— AIM OF THE TASK —
Retype the data exactly, from its first line to the line containing "start + step * i);", including both, and skip any picture.

— COLLECTED DATA —
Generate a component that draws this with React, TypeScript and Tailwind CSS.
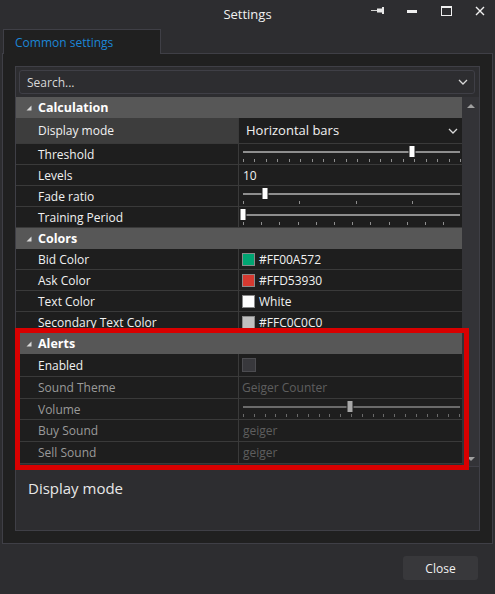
import React from "react";

const ROW_BORDER = "border-b border-[#3a3a3a]";

function Tri() {
  return (
    <svg width="6" height="6" viewBox="0 0 6 6" className="shrink-0">
      <polygon points="5.5,0.5 5.5,5.5 0.5,5.5" fill="#d8d8d8" />
    </svg>
  );
}

function Header({ title }: { title: string }) {
  return (
    <div className="h-[21px] bg-[#575757] flex items-center pl-[10px] gap-[6px]">
      <Tri />
      <span className="font-bold text-[12.5px] text-white leading-none pt-[1px]">{title}</span>
    </div>
  );
}

function Row({
  label,
  h = "h-[21px]",
  dim = false,
  labelBg = "bg-[#1e1e1e]",
  children,
}: {
  label: string;
  h?: string;
  dim?: boolean;
  labelBg?: string;
  children?: React.ReactNode;
}) {
  return (
    <div className={`${h} flex ${ROW_BORDER}`}>
      <div
        className={`w-[223px] shrink-0 border-r border-[#3a3a3a] flex items-center pl-[22px] pt-[1px] ${labelBg} ${
          dim ? "text-[#9a9a9a]" : "text-[#f1f1f1]"
        }`}
      >
        {label}
      </div>
      <div className="flex-1 bg-[#1e1e1e] flex items-center min-w-0">{children}</div>
    </div>
  );
}

function Slider({
  thumb,
  ticks,
  dim = false,
}: {
  thumb: number;
  ticks: number[];
  dim?: boolean;
}) {
  const track = dim ? "#6a6a6a" : "#8e8e8e";
  const thumbFill = dim ? "#a8a8a8" : "#ffffff";
  return (
    <svg width="222" height="20" viewBox="0 0 222 20" className="self-start">
      <rect x="4" y="7" width="217" height="2" fill={track} />
      {ticks.map((t, i) => (
        <rect key={i} x={Math.round(t)} y="15" width="1" height="3" fill={track} />
      ))}
      <rect x={thumb - 3} y="1.5" width="6" height="12" fill={thumbFill} stroke="#1e1e1e" strokeWidth="1" />
    </svg>
  );
}

function Swatch({ color, text }: { color: string; text: string }) {
  return (
    <div className="flex items-center pl-[3px] gap-[4px]">
      <div className="w-[13px] h-[13px] border border-[#8a8a8a]" style={{ backgroundColor: color }} />
      <span className="text-[#f1f1f1] pt-[1px]">{text}</span>
    </div>
  );
}

const range = (n: number, start: number, step: number) =>
  Array.from({ length: n }, (_, i) => start + step * i);

export default function App() {
  return (
    <div className="relative w-[495px] h-[594px] bg-[#2d2d30] flex flex-col text-[12px] text-[#f1f1f1] font-['Open_Sans','Noto_Sans',sans-serif] overflow-hidden">
      {/* Title bar */}
      <div className="h-[29px] grid grid-cols-[1fr_auto_1fr] items-center shrink-0">
        <div />
        <div className="text-[13px] text-[#f1f1f1]">Settings</div>
        <div className="flex justify-end items-center h-full">
          <div className="w-[34px] h-full flex items-center justify-center pb-[8px]">
            <svg width="15" height="9" viewBox="0 0 15 9">
              <rect x="0" y="4" width="6" height="1" fill="#d0d0d0" />
              <rect x="6" y="2.5" width="5" height="4" fill="#e8e8e8" />
              <rect x="11" y="1" width="2" height="7" fill="#e8e8e8" />
            </svg>
          </div>
          <div className="w-[34px] h-full flex items-center justify-center pb-[7px]">
            <svg width="10" height="3" viewBox="0 0 10 3">
              <rect x="0" y="0" width="10" height="3" fill="#f0f0f0" />
            </svg>
          </div>
          <div className="w-[34px] h-full flex items-center justify-center pb-[7px]">
            <svg width="11" height="10" viewBox="0 0 11 10">
              <rect x="0.5" y="0.5" width="10" height="9" fill="none" stroke="#f0f0f0" strokeWidth="1" />
              <rect x="0" y="0" width="11" height="2" fill="#f0f0f0" />
            </svg>
          </div>
          <div className="w-[34px] h-full flex items-center justify-center pb-[7px] mr-[-2px]">
            <svg width="10" height="10" viewBox="0 0 10 10">
              <path d="M1 1 L9 9 M9 1 L1 9" stroke="#f0f0f0" strokeWidth="1.4" />
            </svg>
          </div>
        </div>
      </div>

      {/* Tab strip */}
      <div className="h-[24px] flex shrink-0 relative z-10">
        <div className="ml-[3px] w-[158px] h-[25px] border-t border-l border-r border-[#3f3f46] bg-[#202020] flex items-center pl-[11px] pt-[1px] text-[#1c86d6]">
          Common settings
        </div>
      </div>

      {/* Panel */}
      <div className="mx-[2px] h-[491px] border border-[#3f3f46] bg-[#202020] px-[12px] pt-[12px] shrink-0">
        <div className="border border-[#3f3f46] bg-[#2d2d30] flex flex-col">
          {/* Search */}
          <div className="p-[3px] pr-[4px]">
            <div className="h-[24px] rounded-[3px] border border-[#3f3f46] bg-[#2d2d30] flex items-center justify-between pl-[7px] pr-[6px] text-[#d8d8d8]">
              <span className="pt-[1px]">Search...</span>
              <svg width="10" height="6" viewBox="0 0 10 6">
                <path d="M1 1 L5 5 L9 1" fill="none" stroke="#d8d8d8" strokeWidth="1.3" />
              </svg>
            </div>
          </div>

          {/* Grid */}
          <div className="h-[369px] flex">
            <div className="flex-1 flex flex-col bg-[#1e1e1e] min-w-0">
              <Header title="Calculation" />
              <Row label="Display mode" h="h-[26px]" labelBg="bg-[#3d3d3d]">
                <div className="flex-1 flex items-center justify-between pl-[7px] pr-[4px]">
                  <span className="text-[#f1f1f1] text-[13px] pt-[1px]">Horizontal bars</span>
                  <svg width="10" height="6" viewBox="0 0 10 6">
                    <path d="M1 1 L5 5 L9 1" fill="none" stroke="#d8d8d8" strokeWidth="1.3" />
                  </svg>
                </div>
              </Row>
              <Row label="Threshold">
                <Slider thumb={173} ticks={range(20, 4, 217 / 19)} />
              </Row>
              <Row label="Levels">
                <span className="pl-[4px] pt-[1px] text-[#f1f1f1]">10</span>
              </Row>
              <Row label="Fade ratio">
                <Slider thumb={26} ticks={range(4, 4, 56.3)} />
              </Row>
              <Row label="Training Period">
                <Slider thumb={4} ticks={range(12, 4, 18.2)} />
              </Row>
              <Header title="Colors" />
              <Row label="Bid Color">
                <Swatch color="#00a572" text="#FF00A572" />
              </Row>
              <Row label="Ask Color">
                <Swatch color="#d53930" text="#FFD53930" />
              </Row>
              <Row label="Text Color">
                <Swatch color="#ffffff" text="White" />
              </Row>
              <Row label="Secondary Text Color">
                <Swatch color="#c0c0c0" text="#FFC0C0C0" />
              </Row>
              <Header title="Alerts" />
              <Row label="Enabled" h="h-[23px]">
                <div className="ml-[3px] w-[14px] h-[14px] border border-[#4c4c50] bg-[#38383c]" />
              </Row>
              <Row label="Sound Theme" h="h-[22px]" dim>
                <span className="pl-[3px] pt-[1px] text-[#5e5e5e]">Geiger Counter</span>
              </Row>
              <Row label="Volume" dim>
                <Slider thumb={111} ticks={range(21, 4, 10.8)} dim />
              </Row>
              <Row label="Buy Sound" h="h-[22px]" dim>
                <span className="pl-[4px] pt-[1px] text-[#5e5e5e]">geiger</span>
              </Row>
              <Row label="Sell Sound" h="h-[22px]" dim>
                <span className="pl-[4px] pt-[1px] text-[#5e5e5e]">geiger</span>
              </Row>
              <div className="flex-1 bg-[#2d2d30]" />
            </div>
            {/* Scrollbar */}
            <div className="w-[17px] bg-[#333337] flex flex-col items-center justify-between pt-[7px] pb-[5px]">
              <svg width="8" height="4" viewBox="0 0 8 4">
                <polygon points="0,4 4,0 8,4" fill="#a0a0a0" />
              </svg>
              <svg width="8" height="4" viewBox="0 0 8 4">
                <polygon points="0,0 8,0 4,4" fill="#a0a0a0" />
              </svg>
            </div>
          </div>

          {/* Description */}
          <div className="h-[64px] border-t border-[#3f3f46] bg-[#2d2d30] pl-[12px] pt-[10px] text-[15px] text-[#e8e8e8]">
            Display mode
          </div>
        </div>
      </div>

      {/* Footer */}
      <div className="flex justify-end pr-[17px] pt-[12px]">
        <div className="w-[75px] h-[24px] rounded-[3px] bg-[#38383b] flex items-center justify-center text-[#f1f1f1] pt-[1px]">
          Close
        </div>
      </div>

      {/* Red annotation box */}
      <div className="absolute left-[15px] top-[328px] w-[454px] h-[142px] border-[5px] border-[#d90000] pointer-events-none" />
    </div>
  );
}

— RESPONSE TO THE TASK —
Generate a component that draws this with React, TypeScript and Tailwind CSS.
import React from "react";

const ROW_BORDER = "border-b border-[#3a3a3a]";

function Tri() {
  return (
    <svg width="6" height="6" viewBox="0 0 6 6" className="shrink-0">
      <polygon points="5.5,0.5 5.5,5.5 0.5,5.5" fill="#d8d8d8" />
    </svg>
  );
}

function Header({ title }: { title: string }) {
  return (
    <div className="h-[21px] bg-[#575757] flex items-center pl-[10px] gap-[6px]">
      <Tri />
      <span className="font-bold text-[12.5px] text-white leading-none pt-[1px]">{title}</span>
    </div>
  );
}

function Row({
  label,
  h = "h-[21px]",
  dim = false,
  labelBg = "bg-[#1e1e1e]",
  children,
}: {
  label: string;
  h?: string;
  dim?: boolean;
  labelBg?: string;
  children?: React.ReactNode;
}) {
  return (
    <div className={`${h} flex ${ROW_BORDER}`}>
      <div
        className={`w-[223px] shrink-0 border-r border-[#3a3a3a] flex items-center pl-[22px] pt-[1px] ${labelBg} ${
          dim ? "text-[#9a9a9a]" : "text-[#f1f1f1]"
        }`}
      >
        {label}
      </div>
      <div className="flex-1 bg-[#1e1e1e] flex items-center min-w-0">{children}</div>
    </div>
  );
}

function Slider({
  thumb,
  ticks,
  dim = false,
}: {
  thumb: number;
  ticks: number[];
  dim?: boolean;
}) {
  const track = dim ? "#6a6a6a" : "#8e8e8e";
  const thumbFill = dim ? "#a8a8a8" : "#ffffff";
  return (
    <svg width="222" height="20" viewBox="0 0 222 20" className="self-start">
      <rect x="4" y="7" width="217" height="2" fill={track} />
      {ticks.map((t, i) => (
        <rect key={i} x={Math.round(t)} y="15" width="1" height="3" fill={track} />
      ))}
      <rect x={thumb - 3} y="1.5" width="6" height="12" fill={thumbFill} stroke="#1e1e1e" strokeWidth="1" />
    </svg>
  );
}

function Swatch({ color, text }: { color: string; text: string }) {
  return (
    <div className="flex items-center pl-[3px] gap-[4px]">
      <div className="w-[13px] h-[13px] border border-[#8a8a8a]" style={{ backgroundColor: color }} />
      <span className="text-[#f1f1f1] pt-[1px]">{text}</span>
    </div>
  );
}

const range = (n: number, start: number, step: number) =>
  Array.from({ length: n }, (_, i) => start + step * i);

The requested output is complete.